African Church Information Service
NAIROBI, KENYA, June 30, 2003: Controversy is brewing in Kenya between Christians and members of the public over the country's national motto Kenya's had for 40 years, "Harambee." A number of Christians, drawn mainly from the Pentecostal churches, want the motto erased from the country's coat of arms, alleging that Harambee gives honor to a Hindu Goddess called Ambee (Kali). "As committed Christians and patriotic Kenyans, we are disturbed by the realization that our national motto gives honor and glory to a Hindu Goddess, yet as Christians, we are aware that honor and glory belong to God alone," Linda Agalo-Achieng of Alpha Kenya, a Christian organization, told a commission here, on June 24.
But some members of the public have challenged this view, saying that they have grown up knowing that Harambee means "pooling together for development." "We should not ignore the fact that Harambee as our motto has helped build schools in this country. We must not narrow it down to a spirit since it is deeply entrenched in our culture," said Wafula Buke, a human rights activist.
Investigations into the origin of the Gujarati word, according to the Christians, indicates that Indian workers, while working on the Mombasa-Kampala railway more than a century ago, lightened their work by chanting "Haree Ambee," which in their words meant "Hail, Ambee." With time, the words came to be assimilated into Kiswahili, Kenya's national language, to mean "pooling together."

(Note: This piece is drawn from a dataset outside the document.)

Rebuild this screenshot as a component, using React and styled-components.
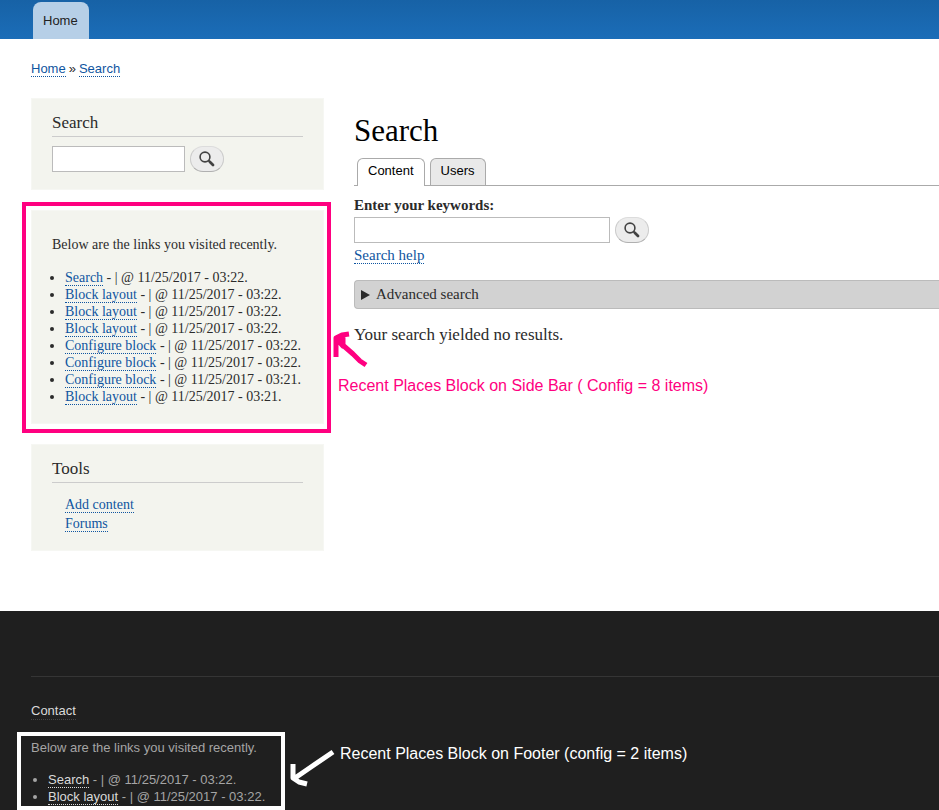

"There is a spirit behind the word. When Kenyans shout the motto, they get into contact with that spirit. This is offending to Christians," says a local pastor. But Mr. Kabacia Gatu says Kenyans should see Harambee from its original meaning of pooling resources together for development.
The current debate centers on the government's instituted commission to evaluate whether public fundraising, also known as Harambee should be retained or scrapped. The commission has been gathering views from the public and not yet come to a conclusion.